True, Moscow has shown little interest of late in further reductions below the limits of the New START Treaty. But that position could change. Just as the United States faces future large expenditures to maintain its strategic triad, the Russians face similar large expenditures, and they face them now. Russian strategic force numbers are already well below New START’s limits on deployed strategic warheads and deployed strategic missiles and bombers. Rather than building back up to 1550 and 700 — and the most optimistic projection does not show Russia getting back to the latter limit until the late 2020s, if ever — negotiated reductions would reduce the cost burdens on both countries.

Additional nuclear reductions may become of greater interest to the Kremlin if the Russian economy continues to stagnate. And if the prices for oil and gas decline, that could have a major negative impact on the Russian federal budget.

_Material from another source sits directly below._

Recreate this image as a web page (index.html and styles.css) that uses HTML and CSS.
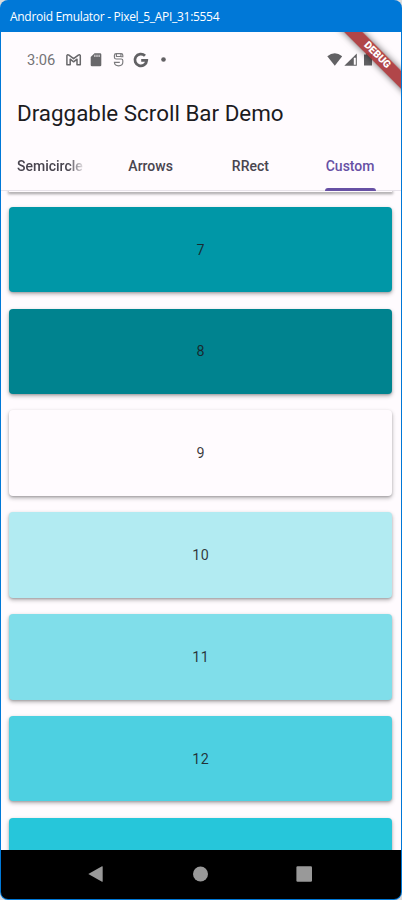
FILE: index.html
```
<!DOCTYPE html>
<html lang="en">
<head>
<meta charset="utf-8">
<title>Android Emulator</title>
<link rel="stylesheet" href="styles.css">
</head>
<body>
<div class="window">
  <header class="titlebar"><span>Android Emulator - Pixel_5_API_31:5554</span></header>
  <main class="screen">
    <div class="statusbar">
      <span class="clock">3:06</span>
      <svg class="status-icons" width="100" height="20" viewBox="0 0 100 20">
        <path d="M1.900 14.700V5.500q.6-1.400 2-.4l4.700 3.600 4.700-3.600q1.400-1 2 .4v9.200h-3.300V9.200l-3.400 2.600-3.400-2.600v5.500z" fill="none" stroke="#68676a" stroke-width="1.500" stroke-linejoin="round"/>
        <path d="M29.500 3.300h5.500q1.300 0 1.300 1.300v10.300q0 1.300-1.300 1.300h-8q-1.300 0-1.300-1.300V7z" fill="#68676a"/>
        <path d="M29.900 4.700v2.300M32 4.700v2.300M34.100 4.700v2.300" stroke="#fffbfe" stroke-width=".9"/>
        <path d="M57.800 5.300q0-1.700-1.600-1.700h-5q-1.800 0-1.800 1.700v1.900q0 1.800 1.800 1.800h5q1.600 0 1.600 1.600v1.700q0 3.500-4.200 3.500t-4.200-3.500h5.400M51.400 3.800v2.700h4.500V3.800M57.800 5.300v1.400h-2" fill="none" stroke="#7b7a7d" stroke-width="1.150"/>
        <path d="M80 5.800A5.900 5.900 0 1 0 81.700 10.300h-5.500" fill="none" stroke="#626164" stroke-width="2.800"/>
        <circle cx="98.500" cy="9.500" r="2.300" fill="#626164"/>
      </svg>
      <svg class="signal-icons" width="48" height="20" viewBox="0 0 48 20">
        <path d="M.3 6.200Q7.700 .2 15.200 6.200L7.800 15.800z" fill="#626164"/>
        <path d="M17.300 15.700 29.800 3.400v12.300z" fill="#626164"/>
        <path d="M26.800 7.800h2v7h-2z" fill="#fffbfe"/>
        <path d="M39.200 3h3v1.400h2.800v11.200h-8V4.400h2.200z" fill="#626164"/>
      </svg>
    </div>
    <h1 class="title">Draggable Scroll Bar Demo</h1>
    <nav class="tabs">
      <div class="tab"><span class="label faded">Semicircle</span></div>
      <div class="tab"><span class="label">Arrows</span></div>
      <div class="tab"><span class="label">RRect</span></div>
      <div class="tab active"><span class="label">Custom</span></div>
    </nav>
    <section class="list">
      <div class="card edge"></div>
      <div class="card c7">7</div>
      <div class="card c8">8</div>
      <div class="card c9">9</div>
      <div class="card c10">10</div>
      <div class="card c11">11</div>
      <div class="card c12">12</div>
      <div class="card c13"></div>
    </section>
    <div class="debug"><span class="ribbon">DEBUG</span></div>
  </main>
  <footer class="navbar">
    <svg width="16" height="18" viewBox="0 0 16 18"><path d="M.3 9 14 1.200q.7-.2.700.5v14.600q0 .7-.7.500z" fill="#999"/></svg>
    <svg width="16" height="18" viewBox="0 0 16 18"><circle cx="8.500" cy="9" r="7.500" fill="#999"/></svg>
    <svg width="16" height="18" viewBox="0 0 16 18"><rect x=".4" y="1.300" width="15.600" height="15.500" rx="1.200" fill="#999"/></svg>
  </footer>
</div>
</body>
</html>
```
FILE: styles.css
```
* { box-sizing: border-box; }
html { background: #dcdcdc; }
body { margin: 0; font-family: Roboto, sans-serif; }
.window {
  width: 402px; height: 900px;
  display: flex; flex-direction: column;
  background: #0078d7;
  border-radius: 8px;
  overflow: hidden;
  padding: 0 1px 1px;
}
.titlebar {
  height: 32px; flex: none;
  display: flex; align-items: center;
  padding-left: 9px; padding-top: 1px;
  color: #fff;
  font: 12px/16px "Open Sans", "Noto Sans", sans-serif;
  letter-spacing: -0.3px;
  white-space: nowrap;
}
.screen {
  position: relative;
  height: 818px; flex: none;
  display: flex; flex-direction: column;
  overflow: hidden;
  background: #fffbfe;
}
.statusbar {
  height: 56px; flex: none;
  display: flex; align-items: center;
  padding: 0 26px;
}
.clock { width: 38px; font-size: 14.700px; color: #747376; line-height: 20px; }
.status-icons { overflow: visible; }
.signal-icons { margin-left: auto; margin-right: 0; }
.title {
  margin: 0; height: 52px; flex: none;
  padding-left: 16px;
  font-size: 22.400px; line-height: 51px; font-weight: 400;
  color: #1c1b1f;
  white-space: nowrap;
}
.tabs {
  height: 50.500px; flex: none;
  display: grid; grid-template-columns: repeat(4, 1fr);
  padding-right: 1px;
  border-bottom: 1px solid #e7e2e9;
}
.tab {
  display: flex; flex-direction: column; align-items: center;
  color: #49454f;
  font-size: 14px; font-weight: 500; line-height: 20px;
  padding-top: 16px;
  min-width: 0;
}
.label { max-width: 68px; overflow: hidden; white-space: nowrap; }
.faded {
  -webkit-mask-image: linear-gradient(to right, #000 78%, transparent 104%);
  mask-image: linear-gradient(to right, #000 78%, transparent 104%);
}
.tab:first-child { padding-right: 2px; }
.active { color: #6750a4; }
.active::after {
  content: ""; width: 51px; height: 3px;
  margin-top: 12px; flex: none;
  background: #6750a4;
  border-radius: 3px 3px 0 0;
}
.list {
  flex: 1; min-height: 0;
  display: flex; flex-direction: column; gap: 16.300px;
  padding: 0 8.700px 0 8px;
  overflow: hidden;
}
.card {
  height: 85.500px; flex: none;
  display: flex; align-items: center; justify-content: center;
  border-radius: 4px;
  font-size: 14.300px; color: rgba(28,27,31,.88); letter-spacing: .25px;
  box-shadow: 0 2px 4px rgba(0,0,0,.3), 0 1px 2px rgba(0,0,0,.14);
}
.edge {
  height: .1px;
  border-radius: 0;
  box-shadow: 0 1px 3px 1px rgba(0,0,0,.38);
}
.c7 { background: #0097a7; }
.c8 { background: #00838f; }
.c9 { background: #fffbfe; }
.c10 { background: #b2ebf2; }
.c11 { background: #80deea; }
.c12 { background: #4dd0e1; }
.c13 { background: #26c6da; }
.debug {
  position: absolute; top: 0; right: 0;
  width: 80px; height: 80px;
  overflow: hidden;
}
.ribbon {
  position: absolute; left: -4.500px; top: 16.700px;
  width: 120px; height: 12.500px;
  transform: rotate(45deg);
  background: rgba(170,54,58,.92);
  box-shadow: 0 0 7px rgba(0,0,0,.6);
  color: #fff;
  font-size: 10.300px; font-weight: 900; line-height: 12.500px;
  text-align: center;
}
.navbar {
  flex: 1;
  display: flex; justify-content: center; align-items: center; gap: 88px;
  padding: 0 2px 1px 0;
  background: #000;
  border-radius: 0 0 7px 7px;
}
```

There are a variety of reasons why nuclear arms reductions beyond New START make sense for the United States: to reduce the number of nuclear weapons that could threaten America, to expand the negotiating mandate to address non-strategic nuclear arms, to increase transparency, and to enhance the credibility of U.S. diplomacy to block nuclear proliferation. If defense budgets are going to drive the United States invariably to lower strategic force numbers, locking in arrangements that ensure that America’s nuclear peer also reduces offers one more compelling argument for nuclear arms control.